Ceci étant, en dix ans d'existence, la Banque centrale européenne a gagné en respectabilité et en crédibilité auprès des marchés financiers en hissant voire en imposant l'euro comme alternative au dollar, mais sans parvenir à le faire aimer.
En clair, l'euro s'est imposé comme deuxième monnaie de réserve derrière le dollar américain. Gage de confiance, entreprises et Etats émettent davantage d'emprunts obligataires en monnaie européenne et on compte désormais plus d'euros en circulation que de billets verts dans le monde.
Qu’il soit faible (comme en 2000) ou haut par rapport au dollar, l’Euro reste manifestement incompris sinon mal aimé. Une impression largement partagée en Europe revient souvent : « L’euro serait la cause du renchérissement du coût de la vie ». Alors, il a semblé facile pour certains dirigeants de s’en prendre directement à la BCE dont le mandat premier, selon le traité de Maastricht, est de lutter contre l’inflation.
Depuis leur création, l'euro et la BCE sont donc accusés d'être à l'origine de tous les maux des Français. Les industriels reprochent à la BCE sa politique de l'euro fort qui pénalise les exportations. Il ne faut pourtant pas oublier que la monnaie unique joue un rôle de bouclier lors des perturbations financières. De plus, en raison de la politique budgétaire désastreuse de la France au cours des dix dernières années, l'adoption de l'euro aura permis d'échapper à de possibles dévaluations. Rappelons en effet que le déficit budgétaire de l'Hexagone flirte dangereusement avec la limite des 3 % fixée par le Pacte de stabilité.

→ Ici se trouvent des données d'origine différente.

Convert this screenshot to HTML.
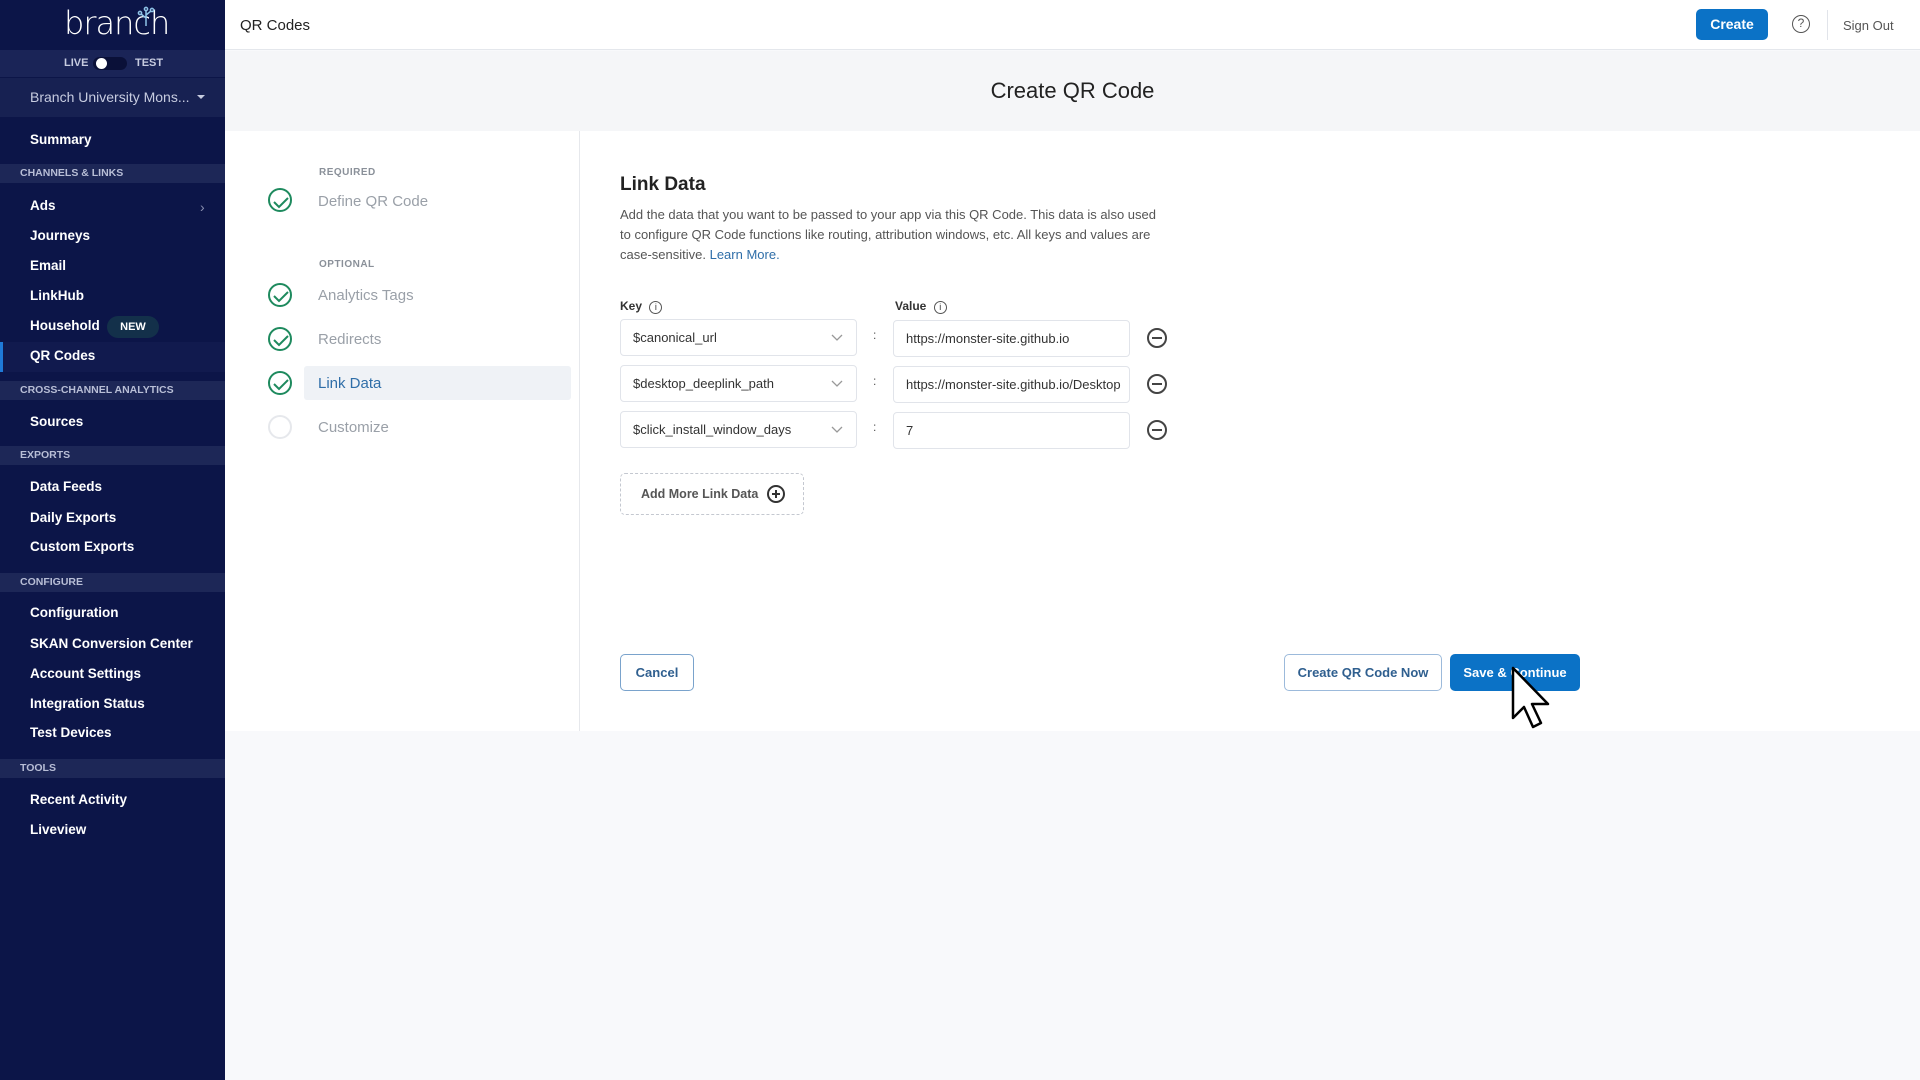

Dès le début de la crise des subprimes, la BCE a multiplié les actions pour permettre le meilleur fonctionnement possible du marché. En effet, dès le début du mois d'août, la BCE a injecté plus de 150 milliards d'euros en deux jours sur le marché interbancaire. Depuis, elle a régulièrement procédé à des injections de liquidités. Elle a également participé à plusieurs interventions concertées, avec la Fed et la Banque d'Angleterre, afin d'aider les banques à reconstituer leur trésorerie.
Grâce à ces interventions, l’Europe a été plus ou moins protégée des conséquences financières de la crise des subprimes contrairement aux désastres social, économique et financier qu’on a pu observer aux Etats-Unis.
De même, la BCE, une fois de plus, est vivement critiquée pour son refus d'infléchir les taux, propulsant ainsi l'euro à des plus hauts historiques. Cette critique est inopportune et injuste car la BCE ne fait que respecter son mandat, c’est-à-dire, son devoir impérieux de lutter contre l’inflation et non de s’occuper de la conjoncture.
Même si la BCE ne peut pas grand chose contre l’envolée des cours des matières premières, le renchérissement du prix du baril, sa politique monétaire permet, en tous cas en l’état actuel des choses, de circonscrire la hausse des prix ou de les stabiliser.
Selon les chiffres provisoires publiés vendredi 30 mai, le taux d'inflation dans la zone euro a atteint 3,6 % en Mai sur un an, après 3,3 % en avril, près du double de l'objectif que s'est fixé l'institut d'émission.
Comme l’appréciation de l’euro a un fort effet désinflationniste (c’est-à-dire qui réduit ou neutralise l’inflation), la BCE va donc devoir expliquer que le meilleur moyen, sinon le seul que je vois, d'endiguer les pressions inflationnistes dans la zone euro et de protéger le pouvoir d'achat est de laisser la monnaie unique s'apprécier davantage, d'avoir un euro encore et toujours plus fort. Les citoyens européens se montreraient compréhensifs et réceptifs. Excepté, peut-être Nicolas Sarkozy qui, non seulement, a compris l’inanité de sa volonté de remettre en cause l’indépendance de la BCE, mais aussi ferait mieux (pourquoi pas via l’Eurogroupe) de donner une dimension juste à sa politique budgétaire (exemple : suppression du paquet fiscal, démantèlement de certaines niches fiscales…) et une orientation crédible aux réformes structurelles. Ainsi, notre croissance ne serait pas uniquement tributaire de la bonne santé de l’économie allemande.